Mission San Carlos Borromèo del Carmelo

Photo: Courtesy of Burkhard Mücke via Wikimedia Commons

Known as the Carmel Mission, Mission San Carlos Borromèo del Carmelo was founded in 1771 and serves as the headquarters for the missions. The vine-covered baroque church boasts an 11-bell Moorish tower considered one of California’s architectural treasures, its curved walls covered with a lime plaster made of burnt seashells.

What to Do Nearby

Photo: Courtesy of Central Surf Lessons

Carmel’s town center is home to many historic cottages and the town has done a terrific job of connecting them with strollable pathways. Amble until the soft tinkle of wind chimes creeps into your consciousness. It is the first hint that you have stumbled across a secret garden. Sit for a moment, close your eyes and enjoy the sound of the wind. It’s easy to doze off for a moment or two, dreaming of gnomes.

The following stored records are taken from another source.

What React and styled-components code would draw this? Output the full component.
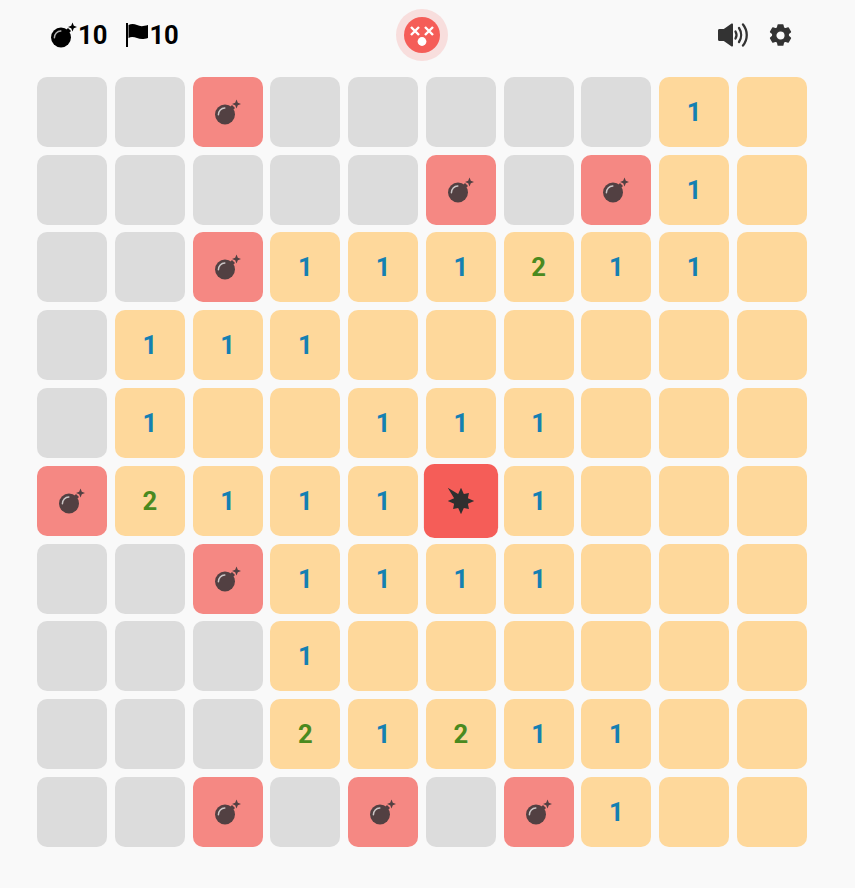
import styled, { createGlobalStyle } from "styled-components"

const board = [
    "ggBggggg1_",
    "gggggBgB1_",
    "ggB111211_",
    "g111______",
    "g1__111___",
    "B2111X1___",
    "ggB1111___",
    "ggg1______",
    "ggg21211__",
    "ggBgBgB1__",
]

const GlobalStyle = createGlobalStyle`
    html, body {
        margin: 0;
        background-color: #f9f9f9;
    }
    body {
        font-family: Roboto, "Liberation Sans", sans-serif;
    }
`
const Page = styled.div`
    width: 770px;
    height: 888px;
    margin-left: 37px;
`
const Header = styled.header`
    display: grid;
    grid-template-columns: 1fr auto 1fr;
    align-items: center;
    height: 70px;
    margin-bottom: 6.8px;
    padding: 0 14px;
`
const Counters = styled.div`
    display: flex;
    align-items: center;
    gap: 18px;
`
const Counter = styled.div`
    display: flex;
    align-items: center;
    gap: 1px;
    font-size: 25.6px;
    font-weight: 700;
    line-height: 28px;
    color: #000;
`
const Face = styled.div`
    display: flex;
    align-items: center;
    justify-content: center;
    width: 52px;
    height: 52px;
    border-radius: 50%;
    background-color: #f8dedd;
`
const Controls = styled.div`
    display: flex;
    align-items: center;
    justify-content: flex-end;
    gap: 19px;
`
const Board = styled.div`
    display: grid;
    grid-template-columns: repeat(10, 70px);
    grid-auto-rows: 70px;
    row-gap: 7.8px;
    column-gap: 7.75px;
`
const cellColors = {
    g: "#dcdcdc",
    B: "#f58883",
    X: "#f55d58",
}
const Cell = styled.div`
    display: flex;
    align-items: center;
    justify-content: center;
    border-radius: 10px;
    font-size: 25.6px;
    font-weight: 700;
    background-color: ${({ $kind }) => cellColors[$kind] || "#fed89b"};
    color: ${({ $kind }) => ($kind === "2" ? "#4a8a1f" : "#1480b2")};
    transform: ${({ $kind }) => ($kind === "X" ? "scale(1.06)" : "none")};
`

const BombIcon = ({ color }) => (
    <svg width="26" height="26" viewBox="0 0 26 26">
        <circle cx="10" cy="15.500" r="10" fill={color} />
        <path d="M15 8l2-2 3 3-2 2z" fill={color} />
        <path d="M21.500 .5l1.300 3.200 3.200 1.300-3.200 1.300-1.300 3.200-1.300-3.200L17 5l3.200-1.300z" fill={color} />
        <path d="M3.400 15.800c0-3.800 2.800-6.700 6.400-6.800" fill="none" stroke="#fff" strokeOpacity="0.7" strokeWidth="1.500" strokeLinecap="round" />
    </svg>
)

const FlagIcon = () => (
    <svg width="23" height="24" viewBox="0 0 23 24">
        <path d="M1 0h2v24H1z" fill="#000" />
        <path d="M3.500 2C6 .5 9 .5 12 2s6 1.500 11 0v13c-5 1.500-8 1-11 0s-6-1.500-8.500 0z" fill="#000" />
    </svg>
)

const SoundIcon = () => (
    <svg width="31" height="24" viewBox="0 0 31 24">
        <path d="M0 7.500C0 6.700.6 6 1.400 6h4.400L13.600.6c.6-.4 1.400 0 1.400.8v21.200c0 .8-.8 1.200-1.400.8L5.800 18H1.400C.6 18 0 17.300 0 16.500z" fill="#333" />
        <g fill="none" stroke="#333" strokeWidth="2.300" strokeLinecap="round">
            <path d="M17.500 8.500c1.300 2.200 1.300 4.800 0 7" />
            <path d="M21 5c2.800 4.200 2.800 9.800 0 14" />
            <path d="M25 1.500c5 6.200 5 14.800 0 21" />
        </g>
    </svg>
)

const GearIcon = () => (
    <svg width="25" height="25" viewBox="0 0 24 24">
        <path
            fill="#333"
            stroke="#333"
            strokeWidth="1.400"
            strokeLinejoin="round"
            fillRule="evenodd"
            d="M9.800 1.800h4.400l.6 2.800 1.800 1 2.700-.9 2.200 3.800-2.100 1.900v2.200l2.100 1.900-2.200 3.800-2.700-.9-1.800 1-.6 2.800H9.800l-.6-2.800-1.800-1-2.700.9-2.200-3.800 2.100-1.900v-2.200L2.500 8.500l2.200-3.800 2.700.9 1.800-1zM12 7.400a4.600 4.600 0 1 0 0 9.200 4.600 4.600 0 0 0 0-9.200z"
        />
    </svg>
)

const FaceIcon = () => (
    <svg width="36" height="36" viewBox="0 0 36 36">
        <circle cx="18" cy="18" r="18" fill="#f55d58" />
        <g stroke="#fff" strokeWidth="2.400">
            <path d="M7 10l8 8M15 10l-8 8" />
            <path d="M21 10l8 8M29 10l-8 8" />
        </g>
        <circle cx="18" cy="24.500" r="4.400" fill="#fff" />
    </svg>
)

const BangIcon = () => (
    <svg width="26" height="26" viewBox="0 0 26 26">
        <path
            fill="#2f2f2f"
            d="M.5.5L10.300 6.500 13 .5l2.700 6L20.500 5.500l-1 4.800L25.500 13l-6 2.700 1 4.800-4.800-1L13 25.500l-2.700-6-4.800 1 1-4.800L.5 13l6-2.700z"
        />
    </svg>
)

const CellContent = ({ kind }) => {
    if (kind === "B") return <BombIcon color="#524042" />
    if (kind === "X") return <BangIcon />
    if (kind === "1" || kind === "2") return kind
    return null
}

const App = () => {
    return (
        <Page>
            <GlobalStyle />
            <Header>
                <Counters>
                    <Counter>
                        <BombIcon color="#000" />
                        10
                    </Counter>
                    <Counter>
                        <FlagIcon />
                        10
                    </Counter>
                </Counters>
                <Face>
                    <FaceIcon />
                </Face>
                <Controls>
                    <SoundIcon />
                    <GearIcon />
                </Controls>
            </Header>
            <Board>
                {board.map((row, r) =>
                    row.split("").map((kind, c) => (
                        <Cell key={`${r}-${c}`} $kind={kind}>
                            <CellContent kind={kind} />
                        </Cell>
                    ))
                )}
            </Board>
        </Page>
    )
}

export default App
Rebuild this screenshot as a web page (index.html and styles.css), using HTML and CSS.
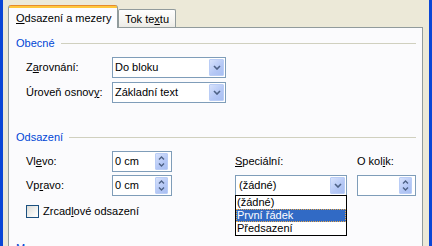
FILE: index.html
```html
<!DOCTYPE html>
<html lang="cs">
<head>
  <meta charset="UTF-8" />
  <title>Odstavec</title>
  <link rel="stylesheet" href="styles.css">
</head>
<body>
  <div class="window">
    <div class="tabs">
      <div class="tab active"><u>O</u>dsazení a mezery</div>
      <div class="tab">Tok te<u>x</u>tu</div>
    </div>

    <div class="panel">
      <div class="group-title">Obecné</div>
      <div class="rows">
        <div class="row">
          <span class="label">Z<u>a</u>rovnání:</span>
          <div class="combo">
            <span class="value">Do bloku</span>
            <span class="drop-btn"><svg width="8" height="5" viewBox="0 0 8 5"><polyline points="1,1 4,4 7,1" fill="none" stroke="#4d6185" stroke-width="1.6"/></svg></span>
          </div>
        </div>
        <div class="row">
          <span class="label">Úroveň osnov<u>y</u>:</span>
          <div class="combo">
            <span class="value">Základní text</span>
            <span class="drop-btn"><svg width="8" height="5" viewBox="0 0 8 5"><polyline points="1,1 4,4 7,1" fill="none" stroke="#4d6185" stroke-width="1.6"/></svg></span>
          </div>
        </div>
      </div>

      <div class="group-title second">Odsazení</div>
      <div class="indent-grid">
        <span class="label">Vl<u>e</u>vo:</span>
        <div class="spinner">
          <span class="value">0 cm</span>
          <span class="spin-btn">
            <svg width="7" height="4" viewBox="0 0 7 4"><polyline points="1,3.5 3.5,1 6,3.5" fill="none" stroke="#4d6185" stroke-width="1.4"/></svg>
            <svg width="7" height="4" viewBox="0 0 7 4"><polyline points="1,0.5 3.5,3 6,0.5" fill="none" stroke="#4d6185" stroke-width="1.4"/></svg>
          </span>
        </div>
        <span></span>
        <span class="label"><u>S</u>peciální:</span>
        <span></span>
        <span class="label">O kol<u>i</u>k:</span>

        <span class="label">Vp<u>r</u>avo:</span>
        <div class="spinner">
          <span class="value">0 cm</span>
          <span class="spin-btn">
            <svg width="7" height="4" viewBox="0 0 7 4"><polyline points="1,3.5 3.5,1 6,3.5" fill="none" stroke="#4d6185" stroke-width="1.4"/></svg>
            <svg width="7" height="4" viewBox="0 0 7 4"><polyline points="1,0.5 3.5,3 6,0.5" fill="none" stroke="#4d6185" stroke-width="1.4"/></svg>
          </span>
        </div>
        <span></span>
        <div class="combo special">
          <span class="value">(žádné)</span>
          <span class="drop-btn"><svg width="8" height="5" viewBox="0 0 8 5"><polyline points="1,1 4,4 7,1" fill="none" stroke="#4d6185" stroke-width="1.6"/></svg></span>
          <div class="dropdown">
            <div class="item">(žádné)</div>
            <div class="item selected">První řádek</div>
            <div class="item">Předsazení</div>
          </div>
        </div>
        <span></span>
        <div class="spinner">
          <span class="value"></span>
          <span class="spin-btn">
            <svg width="7" height="4" viewBox="0 0 7 4"><polyline points="1,3.5 3.5,1 6,3.5" fill="none" stroke="#4d6185" stroke-width="1.4"/></svg>
            <svg width="7" height="4" viewBox="0 0 7 4"><polyline points="1,0.5 3.5,3 6,0.5" fill="none" stroke="#4d6185" stroke-width="1.4"/></svg>
          </span>
        </div>
      </div>

      <div class="check-row">
        <span class="checkbox"></span>
        <span>Zrcad<u>l</u>ové odsazení</span>
      </div>

      <div class="group-title third">Mezery</div>
    </div>
  </div>
</body>
</html>
```

FILE: styles.css
```css
body {
  margin: 0;
  width: 432px;
  height: 246px;
  overflow: hidden;
  font-family: "Liberation Sans", Arial, sans-serif;
  font-size: 11px;
  line-height: 13px;
  color: #000;
}

.window {
  box-sizing: border-box;
  height: 246px;
  overflow: hidden;
  background: #ece9d8;
  border-left: 3px solid #0a46d6;
  border-right: 3px solid #0a46d6;
  padding: 5px 6px 0 5px;
}

u {
  text-decoration: underline;
  text-underline-offset: 1px;
}

/* tabs */
.tabs {
  display: flex;
  align-items: flex-end;
  height: 22px;
  position: relative;
  z-index: 1;
}

.tab {
  box-sizing: border-box;
  border: 1px solid #919b9c;
  border-bottom: none;
  white-space: nowrap;
}

.tab.active {
  width: 110px;
  height: 23px;
  margin-bottom: -1px;
  padding: 7px 0 0 7px;
  border-radius: 3px 3px 0 0;
  border-top: none;
  background: linear-gradient(#e68b2c 0 1px, #ffc73c 1px 3px, #fcfcfe 3px);
}

.tab:not(.active) {
  width: 58px;
  height: 18px;
  padding: 3px 0 0 6px;
  border-radius: 2px 2px 0 0;
  background: linear-gradient(#fefefe, #f4f3ef 70%, #ecebe6);
}

/* panel */
.panel {
  box-sizing: border-box;
  height: 240px;
  border: 1px solid #919b9c;
  background: #fbfbfd;
  padding: 9px 6px 0 7px;
}

.group-title {
  display: flex;
  align-items: center;
  gap: 6px;
  height: 13px;
  color: #0046d5;
}

.group-title::after {
  content: '';
  flex: 1;
  border-top: 1px solid #d0d0bf;
}

.group-title.second {
  margin-top: 28px;
}

.group-title.third {
  margin-top: 24px;
}

.rows {
  display: flex;
  flex-direction: column;
  gap: 4px;
  margin-top: 7px;
  padding-left: 10px;
}

.row {
  display: flex;
  align-items: center;
  height: 21px;
}

.row .label {
  width: 86px;
}

.label {
  align-self: center;
}

/* combo boxes */
.combo, .spinner {
  box-sizing: border-box;
  display: flex;
  align-items: center;
  height: 21px;
  border: 1px solid #7f9db9;
  background: #fff;
  padding-left: 2px;
  position: relative;
}

.combo {
  width: 114px;
}

.combo.special {
  width: 112px;
  padding-left: 3px;
}

.drop-btn {
  box-sizing: border-box;
  display: flex;
  align-items: center;
  justify-content: center;
  margin-left: auto;
  margin-right: 1px;
  width: 15px;
  height: 17px;
  border: 1px solid #bacdf6;
  border-radius: 1px;
  background: linear-gradient(135deg, #d7e2fc, #b4c7f5 60%, #a9bff2);
}

.dropdown {
  position: absolute;
  left: -1px;
  top: 19px;
  width: 112px;
  box-sizing: border-box;
  border: 1px solid #000;
  background: #fff;
}

.item {
  height: 13px;
  padding-left: 1px;
  white-space: nowrap;
}

.item.selected {
  background: #316ac5;
  color: #fff;
  outline: 1px dotted #e8a84a;
  outline-offset: -1px;
}

/* indent section */
.indent-grid {
  display: grid;
  grid-template-columns: 86px 60px 63px 112px 10px 59px;
  grid-template-rows: 21px 21px;
  row-gap: 3px;
  margin-top: 7px;
  padding-left: 10px;
}

.spin-btn {
  box-sizing: border-box;
  display: flex;
  flex-direction: column;
  align-items: center;
  justify-content: space-around;
  margin-left: auto;
  margin-right: 3px;
  width: 13px;
  height: 17px;
  padding: 1px 0;
  border: 1px solid #bacdf6;
  border-radius: 1px;
  background: linear-gradient(135deg, #d7e2fc, #b4c7f5 60%, #a9bff2);
}

/* checkbox */
.check-row {
  display: flex;
  align-items: center;
  gap: 4px;
  margin-top: 9px;
  padding-left: 10px;
  height: 13px;
}

.checkbox {
  box-sizing: border-box;
  width: 13px;
  height: 13px;
  border: 1px solid #1c5180;
  background: linear-gradient(135deg, #dcdcd7, #f8f8f6 70%, #fff);
}
```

Or hit the beach at the bottom of the town’s hill. You can book a surfing adventure at Carmel Surf Lessons in advance.

Where to Eat Nearby

Photo: Courtesy of Big Sur River Inn

California’s Monterey Peninsula offers beautiful vistas along the Pacific Coast Highway and countless amazing restaurants. Here are our top food picks for the region, from Monterey and Carmel to Big Sur.

Where to Stay

Photo: Cypress Inn courtesy of Michael Troutman

We’ve sifted through the many options to find the best lodgings on the Monterey Peninsula, including top choices for a group gathering, as well as the best luxury and good-value hotels.

Fun Fact

Carmel Mission is the burial site of Father Junípero Serra, the founder of Alta California’s mission system — he is buried beneath the floor of the sanctuary. The mission also houses three extensive museums and the first library in California.